§ Written task:
Show each line of the data below that has the string "styles" in it.

--- begin ---

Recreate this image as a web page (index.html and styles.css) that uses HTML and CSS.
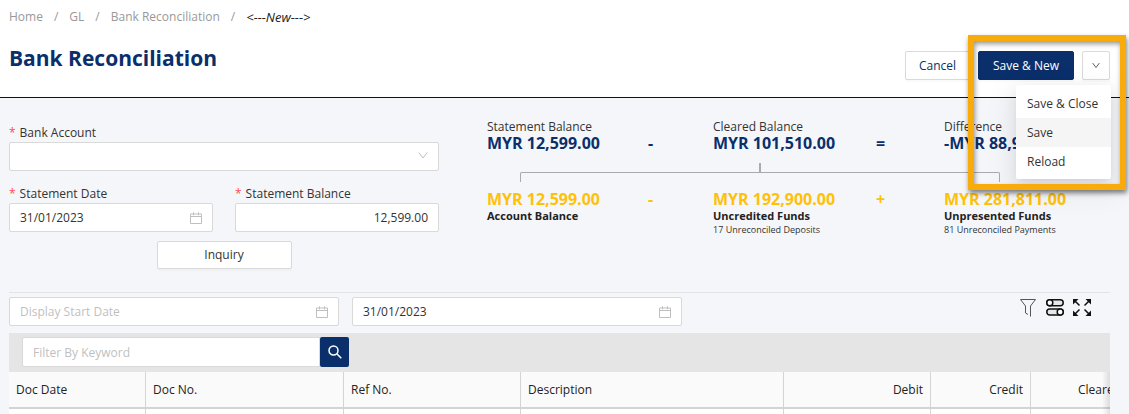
FILE: index.html
```html
<!DOCTYPE html>
<html lang="en">
<head>
<meta charset="utf-8">
<meta name="viewport" content="width=device-width, initial-scale=1">
<title>Bank Reconciliation</title>
<link rel="stylesheet" href="styles.css">
</head>
<body>
<svg class="defs" aria-hidden="true">
  <symbol id="calendar" viewBox="0 0 12 12"><path d="M.5 2h11v9.500H.5zM.5 4.500h11M3.500 .3v3M8.500 .3v3"/></symbol>
  <symbol id="chevron" viewBox="0 0 10 8"><path d="M.8 1 5 6.500 9.200 1"/></symbol>
</svg>

<header class="page-header">
  <nav class="breadcrumb" aria-label="Breadcrumb">
    <a href="#">Home</a><span>/</span><a href="#">GL</a><span>/</span><a href="#">Bank Reconciliation</a><span>/</span><em>&lt;---New---&gt;</em>
  </nav>
  <div class="title-row">
    <h1>Bank Reconciliation</h1>
    <div class="actions">
      <button class="btn cancel" type="button">Cancel</button>
      <button class="btn primary" type="button">Save &amp; New</button>
      <div class="more">
        <button class="btn toggle" type="button" aria-label="More save options" aria-expanded="true"><svg class="chevron"><use href="#chevron"/></svg></button>
        <div class="menu">
          <button type="button">Save &amp; Close</button>
          <button type="button" class="active">Save</button>
          <button type="button">Reload</button>
        </div>
        <div class="highlight"></div>
      </div>
    </div>
  </div>
</header>

<main>
  <section class="overview">
    <form class="account-form">
      <div class="field">
        <label for="account">Bank Account</label>
        <div class="control"><select id="account"><option></option></select><svg class="chevron"><use href="#chevron"/></svg></div>
      </div>
      <div class="field-pair">
        <div class="field">
          <label for="date">Statement Date</label>
          <div class="control"><input id="date" type="text" value="31/01/2023"><svg class="calendar"><use href="#calendar"/></svg></div>
        </div>
        <div class="field">
          <label for="balance">Statement Balance</label>
          <div class="control"><input id="balance" class="amount-input" type="text" value="12,599.00"></div>
        </div>
      </div>
      <button class="btn inquiry" type="button">Inquiry</button>
    </form>

    <div class="summary">
      <div class="totals">
        <div class="figure"><span>Statement Balance</span><strong>MYR 12,599.00</strong></div>
        <b class="operator">-</b>
        <div class="figure"><span>Cleared Balance</span><strong>MYR 101,510.00</strong></div>
        <b class="operator">=</b>
        <div class="figure"><span>Difference</span><strong>-MYR 88,911.00</strong></div>
      </div>
      <div class="bracket"><i class="tick"></i><div class="arms"><i class="arm-left"></i><i class="arm-right"></i></div></div>
      <div class="totals breakdown">
        <div class="figure"><strong>MYR 12,599.00</strong><b>Account Balance</b></div>
        <b class="operator">-</b>
        <div class="figure"><strong>MYR 192,900.00</strong><b>Uncredited Funds</b><small>17 Unreconciled Deposits</small></div>
        <b class="operator">+</b>
        <div class="figure"><strong>MYR 281,811.00</strong><b>Unpresented Funds</b><small>81 Unreconciled Payments</small></div>
      </div>
    </div>
  </section>

  <section class="transactions">
    <div class="range">
      <div class="control"><input type="text" placeholder="Display Start Date" aria-label="Display start date"><svg class="calendar"><use href="#calendar"/></svg></div>
      <div class="control"><input type="text" value="31/01/2023" aria-label="Display end date"><svg class="calendar"><use href="#calendar"/></svg></div>
      <div class="tools">
        <button type="button" aria-label="Filter"><svg viewBox="0 0 20 20"><path class="funnel" d="M2.500 2.500h15L12.500 9V19.500M2.500 2.500 7.500 9v7l2.500 1.500"/></svg></button>
        <button type="button" aria-label="Columns"><svg viewBox="0 0 20 20"><g class="switches"><rect x="1.800" y="2.800" width="16.400" height="6" rx="3"/><circle cx="4.800" cy="5.800" r="3"/><rect x="1.800" y="12" width="16.400" height="6" rx="3"/><circle cx="15.200" cy="15" r="3"/></g></svg></button>
        <button type="button" aria-label="Full screen"><svg viewBox="0 0 20 20"><path class="expand" d="M2.500 3.500 7.500 8.500M17.500 3.500l-5 5M2.500 17.500l5-5M17.500 17.500l-5-5"/><path class="tips" d="M1 2h5.500L1 7.500zM19 2v5.500L13.500 2zM1 19v-5.500L6.500 19zM19 19h-5.500L19 13.500z"/></svg></button>
      </div>
    </div>
    <div class="search">
      <input type="text" placeholder="Filter By Keyword" aria-label="Filter by keyword"><button type="button" aria-label="Search"><svg viewBox="0 0 14 14"><circle cx="5.500" cy="5.500" r="4.500"/><path d="m9 9 4.300 4.300"/></svg></button>
    </div>
    <div class="grid">
      <table>
        <colgroup><col class="c-date"><col class="c-doc"><col class="c-ref"><col class="c-desc"><col class="c-debit"><col class="c-credit"><col class="c-cleared"></colgroup>
        <thead><tr><th>Doc Date</th><th>Doc No.</th><th>Ref No.</th><th>Description</th><th class="num">Debit</th><th class="num">Credit</th><th class="num">Cleared</th></tr></thead>
        <tbody><tr><td></td><td></td><td></td><td></td><td></td><td></td><td></td></tr></tbody>
      </table>
    </div>
  </section>
</main>
</body>
</html>
```
FILE: styles.css
```css
* { box-sizing: border-box; }

body {
  margin: 0;
  background: #f5f6fa;
  color: #333;
  font: 12px/18px "Open Sans", "Noto Sans", sans-serif;
}

button, input, select { font: inherit; color: inherit; }
button { cursor: pointer; }
h1 { margin: 0; }
svg { display: block; fill: none; stroke: currentColor; }
.defs { position: absolute; width: 0; height: 0; }

.page-header {
  background: #fff;
  border-bottom: 1px solid #0b1226;
  padding: 8px 19px 17px 9px;
}

.breadcrumb { display: flex; gap: 11px; color: #999; }
.breadcrumb a { color: inherit; text-decoration: none; }
.breadcrumb em { color: #222; font-size: 13px; }

.page-header { padding-bottom: 13px; }
.title-row { display: flex; justify-content: space-between; align-items: flex-end; height: 58px; }
.title-row h1 { align-self: center; padding-top: 6px; font-size: 21px; line-height: 30px; color: #0a2f6b; }
.actions { display: flex; gap: 8px; }

.btn {
  height: 29px;
  padding: 0 13px;
  border: 1px solid #d9d9d9;
  border-radius: 2px;
  background: #fff;
  box-shadow: 0 2px 0 rgba(0, 0, 0, .02);
}
.cancel { color: #0a2f6b; width: 65px; }
.primary { background: #0a2f6b; border-color: #0a2f6b; color: #fff; width: 96px; padding: 0; }
.more { position: relative; }
.toggle { width: 28px; padding: 0 9px; }
.toggle .chevron { width: 8px; height: 7px; color: #333; }

.menu {
  position: absolute;
  z-index: 1;
  top: 34px;
  right: -1px;
  width: 95px;
  padding: 4px 0 3px;
  background: #fff;
  border-radius: 2px;
  box-shadow: 0 3px 6px -4px rgba(0, 0, 0, .12), 0 6px 16px rgba(0, 0, 0, .08), 0 9px 28px 8px rgba(0, 0, 0, .05);
}
.menu button { display: block; width: 100%; height: 29px; padding: 0 11px; border: 0; background: none; text-align: left; }
.menu .active { background: #f5f5f5; }

.highlight {
  position: absolute;
  z-index: 2;
  top: -16px;
  right: -16px;
  width: 158px;
  height: 155px;
  border: 6px solid #faab0c;
  box-shadow: 1px 3px 5px rgba(0, 0, 0, .5), inset 1px 3px 5px rgba(0, 0, 0, .4);
  pointer-events: none;
}

main { padding: 0 19px 0 9px; }

.overview { display: grid; grid-template-columns: 430fr 623fr; gap: 48px; padding: 21px 0 23px; }

.account-form { display: flex; flex-direction: column; gap: 14px; padding-top: 5px; }
.field label { display: block; }
.field label::before { content: "*"; color: #ff4d4f; margin-right: 4px; }
.field-pair { display: flex; gap: 22px; }
.field-pair .field { flex: 1; }
.control { position: relative; }
.control input, .control select {
  display: block;
  width: 100%;
  height: 29px;
  padding: 0 10px;
  border: 1px solid #d9d9d9;
  border-radius: 2px;
  background: #fff;
  appearance: none;
}
.control .amount-input { text-align: right; }
.control svg { position: absolute; top: 9px; right: 11px; color: #bfbfbf; pointer-events: none; }
.chevron { width: 10px; height: 9px; }
.calendar { width: 12px; height: 12px; }
input::placeholder { color: #bfbfbf; opacity: 1; }
.inquiry { width: 135px; height: 28px; align-self: center; margin-top: -5px; }

.totals { display: grid; grid-template-columns: 161fr 65fr 163fr 68fr 166fr; white-space: nowrap; }
.figure { display: flex; flex-direction: column; min-width: 0; }
.figure span { line-height: 15px; }
.figure strong, .operator { font-size: 16px; line-height: 19px; color: #0a2f6b; }
.operator { align-self: end; }
.figure b { color: #222; line-height: 14px; font-size: 11px; }
.figure small { font-size: 9px; line-height: 14px; }
.breakdown strong, .breakdown .operator { color: #ffc107; }
.breakdown .operator { align-self: start; }

.bracket { width: 77%; margin-left: 33px; padding-top: 10px; }
.tick { display: block; width: 2px; height: 9px; margin: 0 auto; background: #aaa; }
.arms { display: flex; height: 18px; }
.arm-left, .arm-right { flex: 1; height: 10px; border-top: 1px solid #aaa; }
.arm-left { border-left: 1px solid #aaa; border-top-left-radius: 2px; }
.arm-right { border-right: 1px solid #aaa; border-top-right-radius: 2px; }

.transactions { border-top: 1px solid #e2e3e7; }
.range { display: flex; gap: 13px; padding: 4px 0 7px; }
.range .control { flex: 0 1 330px; }
.tools { display: flex; gap: 7px; margin-left: auto; padding-right: 18px; }
.tools button { width: 20px; height: 20px; padding: 0; border: 0; background: none; color: #111; }
.tools svg { width: 20px; height: 20px; }
.funnel { stroke: #555; }
.switches { stroke-width: 1.5; }
.switches rect { fill: #e8e8e8; }
.switches circle { fill: #fff; }
.expand { stroke-width: 1.5; }
.tips { fill: currentColor; stroke: none; }

.search { display: flex; height: 39px; padding: 4px 13px; background: #e5e5e5; }
.search input { width: 298px; height: 30px; padding: 0 10px; border: 1px solid #d9d9d9; border-radius: 2px 0 0 2px; background: #fff; }
.search button { display: grid; place-items: center; width: 29px; height: 30px; padding: 0; border: 0; border-radius: 2px; background: #0a2f6b; color: #fff; }
.search svg { width: 14px; height: 14px; stroke-width: 1.5; }

.grid { position: relative; overflow: hidden; background: #fff; }
.grid::after { content: ""; position: absolute; inset: 0 0 0 auto; width: 8px; background: linear-gradient(to right, transparent, rgba(0, 0, 0, .12)); }
table { width: 1120px; table-layout: fixed; border-collapse: separate; border-spacing: 0; }
th { height: 37px; padding: 0 7px; text-align: left; font-weight: 400; color: #222; background: #fafafa; border-right: 1px solid #d4d4d4; border-bottom: 2px solid #d4d4d4; }
td { height: 5px; padding: 0; border-right: 1px solid #d4d4d4; }
.num { text-align: right; }
.c-date { width: 137px; }
.c-doc { width: 198px; }
.c-ref { width: 177px; }
.c-desc { width: 263px; }
.c-debit { width: 147px; }
.c-credit { width: 100px; }
.c-cleared { width: 98px; }
```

--- end ---

§ Solution to this problem:
Recreate this image as a web page (index.html and styles.css) that uses HTML and CSS.
<link rel="stylesheet" href="styles.css">
FILE: styles.css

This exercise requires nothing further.